SpaceX Crew Dragon Endeavour’s four main parachutes gently floated down to the water after the vessel landed off the coast of Pensacola at 2:48 pm (1848 GMT).
It was the first water landing for a crewed US spaceship since the 1975 Apollo-Soyuz mission.
Pilot Doug Hurley, one of two astronauts on board along with commander Bob Behnken, said: “It’s truly our honor and privilege.”
“On behalf of the NASA and SpaceX teams, welcome back to planet Earth and thanks for flying SpaceX,” replied SpaceX’s Mike Heiman, to laughter in the control room.
A number of civilian boats swarmed the landing zone as a recovery ship sped to the scorched capsule and brought it aboard.
The hatch opening was briefly delayed as a team worked to stop a leak of rocket fuel vapor.
Around an hour after splashdown, the astronauts exited the capsule and now await a helicopter ride to shore, followed by a plane trip to Houston where they will re-unite with their families.
President Donald Trump — who had travelled to Florida for the capsule’s launch two months ago — hailed its safe return. “Thank you to all!” he tweeted. “Great to have NASA Astronauts return to Earth after very successful two month mission.”
United States has had to rely on Russia for rides to space since the last Space Shuttle flew in 2011.
Tropical Storm Isaias, which had scuppered Endeavour’s original landing site in the Atlantic, was nearing Florida’s east coast Sunday, hundreds of miles away.
The mission is also a major win for Elon Musk’s SpaceX, which was founded in only 2002 but has leap-frogged its way past Boeing, its main competitor in the commercial space race.
The US has paid the two companies a total of about $7 billion for their “space taxi” contracts, though aerospace giant Boeing’s efforts have badly floundered.
The Crew Dragon capsule performed several precise procedures in order to return home safely.
First, it jettisoned its “trunk” that contains its power, heat and other systems, which burned up in the atmosphere.
Endeavour then fired its thrusters to maneuver itself into the proper orbit and trajectory for splashdown.
As it re-entered the atmosphere at a speed of around 17,500 mph (28,000 kph), it experienced temperatures of 3,500 degrees Fahrenheit (1900 degrees Celsius).
This caused a brief but expected communications blackout.
Endeavour then deployed two sets of parachutes on its descent, bringing its speed down to a mere 15 mph (24 kph) as it hit the ocean. The SpaceX Crew Dragon spacecraft set off from the ISS Saturday evening.

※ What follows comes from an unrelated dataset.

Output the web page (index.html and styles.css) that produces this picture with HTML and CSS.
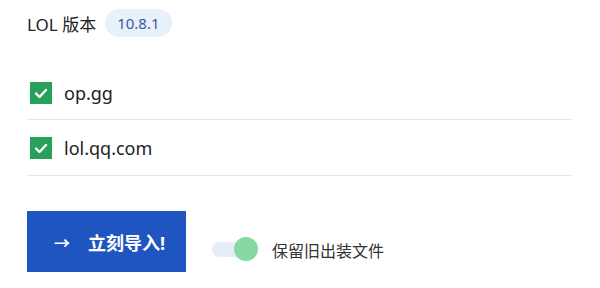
FILE: index.html
```html
<!DOCTYPE html>
<html lang="zh">
<head>
    <meta charset="UTF-8">
    <title>导入</title>
    <link rel="stylesheet" href="styles.css">
</head>
<body>
    <div class="panel">
        <div class="version-row">
            <span class="version-label">LOL 版本</span>
            <span class="version-badge">10.8.1</span>
        </div>
        <div class="sources">
            <div class="source-item">
                <span class="check">
                    <svg viewBox="0 0 22 22" width="22" height="22"><path d="M6 11.5l3.5 3.5 6.5-7" fill="none" stroke="#fff" stroke-width="2.4" stroke-linecap="round" stroke-linejoin="round"/></svg>
                </span>
                <span class="source-name">op.gg</span>
            </div>
            <div class="source-item">
                <span class="check">
                    <svg viewBox="0 0 22 22" width="22" height="22"><path d="M6 11.5l3.5 3.5 6.5-7" fill="none" stroke="#fff" stroke-width="2.4" stroke-linecap="round" stroke-linejoin="round"/></svg>
                </span>
                <span class="source-name">lol.qq.com</span>
            </div>
        </div>
        <div class="actions">
            <button class="import-btn"><span class="arrow">→</span>立刻导入!</button>
            <label class="toggle">
                <span class="track"><span class="knob"></span></span>
                <span class="toggle-text">保留旧出装文件</span>
            </label>
        </div>
    </div>
</body>
</html>
```

FILE: styles.css
```css
* {
    margin: 0;
    padding: 0;
    box-sizing: border-box;
    font-family: "Noto Sans", "Noto Sans CJK SC", sans-serif;
}
body, html {
    width: 100%;
    height: 100%;
    overflow: hidden;
    background: white;
}
.panel {
    padding: 9px 28px 0 27px;
    display: flex;
    flex-direction: column;
}
.version-row {
    display: flex;
    align-items: center;
    gap: 9px;
    height: 28px;
}
.version-label {
    font-size: 17px;
    color: #222;
}
.version-badge {
    background: #e8f0fb;
    color: #3a5a98;
    font-size: 15px;
    height: 28px;
    line-height: 28px;
    padding: 0 12px;
    border-radius: 14px;
}
.sources {
    margin-top: 34px;
    display: flex;
    flex-direction: column;
}
.source-item {
    display: flex;
    align-items: center;
    gap: 12px;
    height: 56px;
    padding-left: 3px;
    border-bottom: 1px solid #e6e6e6;
}
.source-item:first-child {
    height: 49px;
    padding-bottom: 4px;
}
.check {
    width: 22px;
    height: 22px;
    background: #27a05a;
    display: flex;
}
.source-name {
    font-size: 18px;
    color: #222;
}
.actions {
    margin-top: 35px;
    display: flex;
    align-items: center;
    gap: 26px;
}
.import-btn {
    width: 159px;
    height: 61px;
    border: none;
    background: #1f55c1;
    color: white;
    font-size: 18px;
    font-weight: bold;
    display: flex;
    align-items: center;
    padding-left: 27px;
}
.arrow {
    margin-right: 18px;
    font-size: 16px;
}
.toggle {
    display: flex;
    align-items: center;
    gap: 14px;
    margin-top: 16px;
}
.track {
    position: relative;
    width: 38px;
    height: 15px;
    border-radius: 8px;
    background: #e6ecf8;
}
.knob {
    position: absolute;
    right: -8px;
    top: -5px;
    width: 24px;
    height: 24px;
    border-radius: 50%;
    background: #86d9a0;
}
.toggle-text {
    margin-left: 8px;
    font-size: 16px;
    color: #333;
}
```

Footage showed the capsule drifting slowly away from the orbital laboratory in the darkness of space.
During a farewell ceremony on the station, Behnken said that “the hardest part was getting us launched. But the most important part is bringing us home.”

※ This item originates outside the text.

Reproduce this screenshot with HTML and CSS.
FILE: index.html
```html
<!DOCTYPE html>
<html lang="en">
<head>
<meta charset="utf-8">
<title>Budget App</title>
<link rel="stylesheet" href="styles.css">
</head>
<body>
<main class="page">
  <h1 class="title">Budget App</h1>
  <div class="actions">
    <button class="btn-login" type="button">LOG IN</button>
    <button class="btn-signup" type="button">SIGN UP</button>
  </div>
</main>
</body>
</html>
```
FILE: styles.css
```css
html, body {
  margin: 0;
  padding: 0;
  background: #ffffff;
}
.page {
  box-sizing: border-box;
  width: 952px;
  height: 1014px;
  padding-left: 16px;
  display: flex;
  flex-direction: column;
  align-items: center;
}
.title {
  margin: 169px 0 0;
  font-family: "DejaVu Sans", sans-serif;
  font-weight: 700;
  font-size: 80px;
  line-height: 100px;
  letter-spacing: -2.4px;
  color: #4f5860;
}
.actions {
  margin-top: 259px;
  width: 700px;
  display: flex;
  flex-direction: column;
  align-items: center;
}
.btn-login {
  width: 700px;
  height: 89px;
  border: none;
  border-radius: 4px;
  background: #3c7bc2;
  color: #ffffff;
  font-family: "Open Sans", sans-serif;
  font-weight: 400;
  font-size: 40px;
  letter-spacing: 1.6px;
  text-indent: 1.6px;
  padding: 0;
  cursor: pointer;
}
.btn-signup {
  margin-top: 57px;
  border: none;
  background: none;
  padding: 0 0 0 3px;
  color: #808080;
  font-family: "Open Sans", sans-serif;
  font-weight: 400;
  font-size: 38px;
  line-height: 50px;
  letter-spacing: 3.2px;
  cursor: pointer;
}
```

Addressing his son and Hurley’s son, he held up a toy dinosaur that the children chose to send on the mission and said: “Tremor The Apatosaurus is headed home soon and he’ll be with your dads.”
Behnken and Hurley’s return marks only the beginning for the Crew Dragon as SpaceX and NASA look ahead to future missions.
Endeavor will be brought back to the SpaceX Dragon Lair in Florida where it will undergo a six-weeks-long inspection process, as teams pore over its data and performance in order to certify the vessel as worthy of future low-Earth orbit missions.
The next mission — dubbed “Crew-1” — will involve a four member team: commander Michael Hopkins, pilot Victor Glover, and mission specialist Shannon Walker of NASA, along with Japan Aerospace Exploration Agency mission specialist Soichi Noguchi.
Take-off is set for late September and the crew are due to spend six months on the space station.